┌──

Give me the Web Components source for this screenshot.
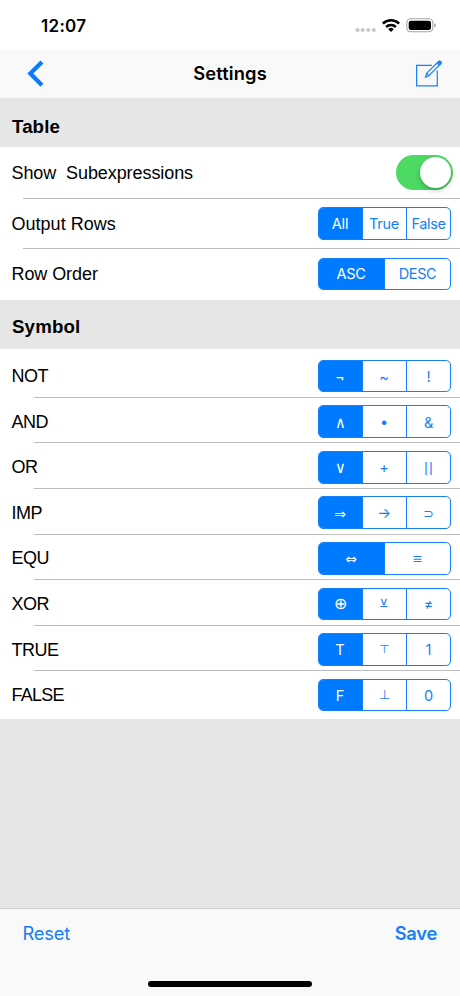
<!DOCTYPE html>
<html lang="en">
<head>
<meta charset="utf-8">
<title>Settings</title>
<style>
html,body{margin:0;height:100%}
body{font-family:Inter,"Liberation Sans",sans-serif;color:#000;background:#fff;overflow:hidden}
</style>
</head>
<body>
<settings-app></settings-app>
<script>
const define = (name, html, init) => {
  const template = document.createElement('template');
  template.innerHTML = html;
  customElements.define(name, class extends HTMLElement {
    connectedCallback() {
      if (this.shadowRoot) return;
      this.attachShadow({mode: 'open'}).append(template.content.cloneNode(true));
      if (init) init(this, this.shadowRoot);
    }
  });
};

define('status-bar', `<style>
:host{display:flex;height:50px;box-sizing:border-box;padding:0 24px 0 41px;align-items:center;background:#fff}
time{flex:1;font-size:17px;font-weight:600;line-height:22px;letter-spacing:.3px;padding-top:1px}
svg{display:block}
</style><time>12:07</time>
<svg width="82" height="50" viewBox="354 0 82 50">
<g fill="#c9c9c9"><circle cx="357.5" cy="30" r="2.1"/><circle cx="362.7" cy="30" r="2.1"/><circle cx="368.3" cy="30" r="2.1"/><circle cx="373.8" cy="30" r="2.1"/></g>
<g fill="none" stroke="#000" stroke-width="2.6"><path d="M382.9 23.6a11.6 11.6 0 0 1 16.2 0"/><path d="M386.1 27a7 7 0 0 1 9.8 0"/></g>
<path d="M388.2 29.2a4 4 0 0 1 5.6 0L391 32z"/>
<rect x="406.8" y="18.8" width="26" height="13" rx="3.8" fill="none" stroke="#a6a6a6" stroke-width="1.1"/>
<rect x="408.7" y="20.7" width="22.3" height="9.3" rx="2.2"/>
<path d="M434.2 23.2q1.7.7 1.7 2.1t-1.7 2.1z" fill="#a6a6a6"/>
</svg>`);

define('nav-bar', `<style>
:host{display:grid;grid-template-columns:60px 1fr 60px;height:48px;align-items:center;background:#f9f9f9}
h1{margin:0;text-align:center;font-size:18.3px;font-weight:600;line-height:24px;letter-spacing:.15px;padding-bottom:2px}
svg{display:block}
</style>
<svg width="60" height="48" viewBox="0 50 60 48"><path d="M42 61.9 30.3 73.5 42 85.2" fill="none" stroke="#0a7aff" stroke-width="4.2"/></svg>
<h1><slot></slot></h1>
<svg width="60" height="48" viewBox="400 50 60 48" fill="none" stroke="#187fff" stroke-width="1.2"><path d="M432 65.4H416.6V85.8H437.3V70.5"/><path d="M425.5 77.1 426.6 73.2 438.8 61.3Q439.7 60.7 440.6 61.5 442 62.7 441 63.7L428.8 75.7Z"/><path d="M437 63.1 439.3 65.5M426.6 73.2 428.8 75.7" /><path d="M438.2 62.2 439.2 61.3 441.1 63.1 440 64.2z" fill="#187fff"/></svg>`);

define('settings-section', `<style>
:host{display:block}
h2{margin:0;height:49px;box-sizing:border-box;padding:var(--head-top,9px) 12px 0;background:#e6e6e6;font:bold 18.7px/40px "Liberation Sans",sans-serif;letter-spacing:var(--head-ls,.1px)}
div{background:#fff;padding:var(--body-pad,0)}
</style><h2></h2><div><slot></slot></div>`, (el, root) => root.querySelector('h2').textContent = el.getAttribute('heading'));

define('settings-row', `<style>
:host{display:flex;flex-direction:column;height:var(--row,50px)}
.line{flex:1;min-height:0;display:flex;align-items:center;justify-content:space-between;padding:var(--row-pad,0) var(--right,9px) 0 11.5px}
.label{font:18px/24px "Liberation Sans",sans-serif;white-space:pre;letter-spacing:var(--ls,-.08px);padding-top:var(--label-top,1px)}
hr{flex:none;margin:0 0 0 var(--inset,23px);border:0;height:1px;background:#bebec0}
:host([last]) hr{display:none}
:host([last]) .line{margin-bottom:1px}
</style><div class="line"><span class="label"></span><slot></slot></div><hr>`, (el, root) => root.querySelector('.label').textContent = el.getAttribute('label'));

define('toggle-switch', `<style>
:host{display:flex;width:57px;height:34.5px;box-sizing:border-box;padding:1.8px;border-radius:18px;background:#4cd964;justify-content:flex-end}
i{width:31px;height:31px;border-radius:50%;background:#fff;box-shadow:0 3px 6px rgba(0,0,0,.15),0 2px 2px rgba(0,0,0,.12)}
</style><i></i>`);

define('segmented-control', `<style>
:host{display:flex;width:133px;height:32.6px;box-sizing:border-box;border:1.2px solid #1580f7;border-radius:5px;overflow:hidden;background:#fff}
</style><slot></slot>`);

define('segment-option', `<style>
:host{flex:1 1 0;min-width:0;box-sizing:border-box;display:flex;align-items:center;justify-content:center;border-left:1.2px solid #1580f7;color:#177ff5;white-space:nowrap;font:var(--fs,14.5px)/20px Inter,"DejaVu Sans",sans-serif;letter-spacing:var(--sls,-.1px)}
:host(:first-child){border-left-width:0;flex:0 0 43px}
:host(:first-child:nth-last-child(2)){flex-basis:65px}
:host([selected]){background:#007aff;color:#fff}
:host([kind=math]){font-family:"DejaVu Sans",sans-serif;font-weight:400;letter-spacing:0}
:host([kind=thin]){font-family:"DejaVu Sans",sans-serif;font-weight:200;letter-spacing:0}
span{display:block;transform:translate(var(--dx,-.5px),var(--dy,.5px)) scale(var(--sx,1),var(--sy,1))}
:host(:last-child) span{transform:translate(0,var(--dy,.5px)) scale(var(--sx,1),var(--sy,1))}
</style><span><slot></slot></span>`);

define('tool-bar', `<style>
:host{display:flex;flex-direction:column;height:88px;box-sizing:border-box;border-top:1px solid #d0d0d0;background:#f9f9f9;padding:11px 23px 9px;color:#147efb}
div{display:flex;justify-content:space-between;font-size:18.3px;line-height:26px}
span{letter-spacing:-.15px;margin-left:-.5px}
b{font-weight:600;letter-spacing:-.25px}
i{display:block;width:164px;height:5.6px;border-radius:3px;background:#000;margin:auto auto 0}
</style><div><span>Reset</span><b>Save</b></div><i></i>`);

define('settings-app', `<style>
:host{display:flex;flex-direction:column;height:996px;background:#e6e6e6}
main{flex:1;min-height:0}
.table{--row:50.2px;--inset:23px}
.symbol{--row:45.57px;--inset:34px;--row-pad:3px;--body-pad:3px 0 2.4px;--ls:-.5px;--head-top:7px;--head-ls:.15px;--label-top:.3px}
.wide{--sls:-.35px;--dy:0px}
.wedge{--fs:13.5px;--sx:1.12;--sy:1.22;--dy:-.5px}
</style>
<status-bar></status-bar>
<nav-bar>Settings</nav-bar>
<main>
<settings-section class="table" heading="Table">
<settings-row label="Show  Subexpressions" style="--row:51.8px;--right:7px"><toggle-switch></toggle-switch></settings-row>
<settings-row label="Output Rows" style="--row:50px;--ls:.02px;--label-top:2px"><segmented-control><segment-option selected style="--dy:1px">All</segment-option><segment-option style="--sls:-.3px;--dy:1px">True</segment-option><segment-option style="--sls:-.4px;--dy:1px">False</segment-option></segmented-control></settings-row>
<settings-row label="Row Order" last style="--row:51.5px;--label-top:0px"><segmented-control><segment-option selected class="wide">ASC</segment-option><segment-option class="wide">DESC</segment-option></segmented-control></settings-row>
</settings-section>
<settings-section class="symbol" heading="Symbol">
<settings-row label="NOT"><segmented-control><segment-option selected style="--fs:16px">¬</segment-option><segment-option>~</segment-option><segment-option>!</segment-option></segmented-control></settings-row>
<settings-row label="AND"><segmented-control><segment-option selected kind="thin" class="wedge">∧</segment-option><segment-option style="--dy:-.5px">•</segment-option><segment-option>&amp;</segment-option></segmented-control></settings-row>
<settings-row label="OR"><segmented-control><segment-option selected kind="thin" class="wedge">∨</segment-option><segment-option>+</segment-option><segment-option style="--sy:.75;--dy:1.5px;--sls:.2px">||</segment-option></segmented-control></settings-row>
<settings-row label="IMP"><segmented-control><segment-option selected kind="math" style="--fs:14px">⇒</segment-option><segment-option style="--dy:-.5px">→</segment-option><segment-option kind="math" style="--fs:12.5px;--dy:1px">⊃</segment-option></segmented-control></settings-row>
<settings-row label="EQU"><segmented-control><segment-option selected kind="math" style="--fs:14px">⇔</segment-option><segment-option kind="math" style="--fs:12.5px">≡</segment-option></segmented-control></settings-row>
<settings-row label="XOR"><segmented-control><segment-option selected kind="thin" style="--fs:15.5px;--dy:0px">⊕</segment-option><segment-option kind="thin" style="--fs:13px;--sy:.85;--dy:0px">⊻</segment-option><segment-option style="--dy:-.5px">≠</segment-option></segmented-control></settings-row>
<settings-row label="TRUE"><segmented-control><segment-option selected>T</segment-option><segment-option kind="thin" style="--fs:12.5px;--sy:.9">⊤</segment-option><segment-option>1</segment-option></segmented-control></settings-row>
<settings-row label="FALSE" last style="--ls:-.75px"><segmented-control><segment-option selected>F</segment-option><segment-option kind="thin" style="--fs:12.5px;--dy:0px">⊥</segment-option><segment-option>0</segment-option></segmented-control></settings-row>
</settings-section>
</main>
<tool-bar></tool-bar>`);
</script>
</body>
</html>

└──

State only the count of lines above that hold the string "this".

Result below:
4